McNamara's admission contributed to growing American public opinion that the U. S. was winning the war in Vietnam, based, in part, on the unquestioned belief in the supremacy of U.S. technology. Americans shared a belief that technological supremacy made The nation militarily invincible.68 This, in fact, was not true.

This belief in technology is characteristic of the U. S. culture. President Johnson, for example, sought to bolster American public opinion by using U. S. technology to provide an expeditious victory in Vietnam by winning quickly and powerfully, using American industrial might instead of American lives.

The Tet Offensive. A useful vignette in which to view the manifestation of the quantitative approach is the Tet Offensive of January, 1968. One journalist of that era described the opening scene:

On the evening of January 31, seventy thousand Communist soldiers launched a surprise offensive of extraordinary intensity and astonishing scope. In a carefully coordinated series of attacks, the Communists struck at Hoi An, Da Nang, Qui Nhon, and other seaside enclaves presumed to have been beyond their reach. They also rocketed the huge American Naval complex at Cam Ranh Bay, assaulted the United States' embassy in Saigon, and simultaneously invaded thirteen of sixteen provincial capitals in South Vietnam.69

Initiated to coincide with the Asian celebration of the lunar New Year, the Tet Offensive caught the U. S. and South Vietnamese forces by surprise and because of its impact, arguably marked the turning point of the war.70 The North Vietnamese goal was to incite uprisings in the South, and remove support from the government, driving a wedge between the U. S. - South Vietnamese alliance. While Tet didn't achieve its ultimate goal of downfall of the South Vietnamese government, the success of the masterfully coordinated North Vietnamese offensive shook American confidence in the technological superiority of the U. S. military.

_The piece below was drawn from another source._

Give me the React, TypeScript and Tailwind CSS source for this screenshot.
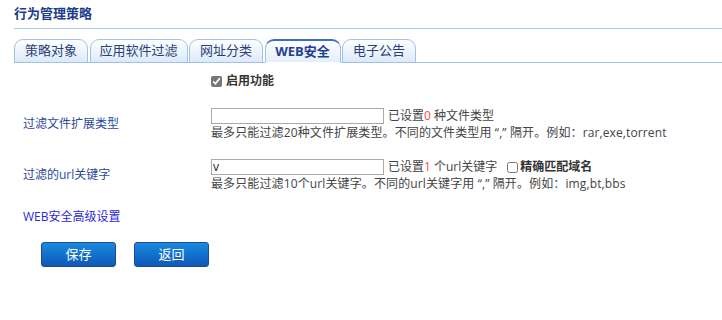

A specific example of reliance on technology occurred as the U.S. Marines defended the besieged base at Khe Sanh in January, 1968, on the eve of the Tet offensive. As the numerically superior North Vietnamese force assaulted the Marine base, the U. S. responded with overwhelming firepower in support of the six thousand men under assault from the estimated twenty to forty thousand North Vietnamese. The U. S. - South Vietnamese combined arms force consisted of more than two thousand strategic and tactical aircraft, supported with artillery and armor.71 Through the effective use of combined firepower, especially artillery and aircraft, the Marines at Khe Sanh were able to hold off the numerically superior foe. General Westmoreland stated, "Khe Sanh will stand in history, I am convinced as a classic example of how to defeat a numerically superior besieging force by coordinated application of firepower."72

Just as the U.S. incorrectly estimated the North Vietnamese combat capability in 1968, the North Vietnamese leadership also failed to understand the killing ability of the U.S. technological advantage. General Tran Van Tra, a senior Communist general in South Vietnam at the time of the campaign, candidly admitted in a military history published in Hanoi in 1982 that the offensive had been misconceived from the start. "During Tet of 1968," he wrote, "we did not correctly evaluate the specific balance of forces between ourselves and the enemy. We did not fully realize that the enemy still had considerable capabilities and that our capabilities were limited."73 This shortfall manifested itself by the U. S. and South Vietnamese forces killing five North Vietnamese or Vietcong for every one killed in return.74

Science Conclusions

This American predisposition toward science and technology altered the U. S. approach to Vietnam. The U. S. searched for a technology to win in Vietnam based on the belief that machinery allows a clean war, using tools instead of men. Optimistically, the U. S. wanted to bomb the North Vietnamese to their senses with only limited human costs to themselves.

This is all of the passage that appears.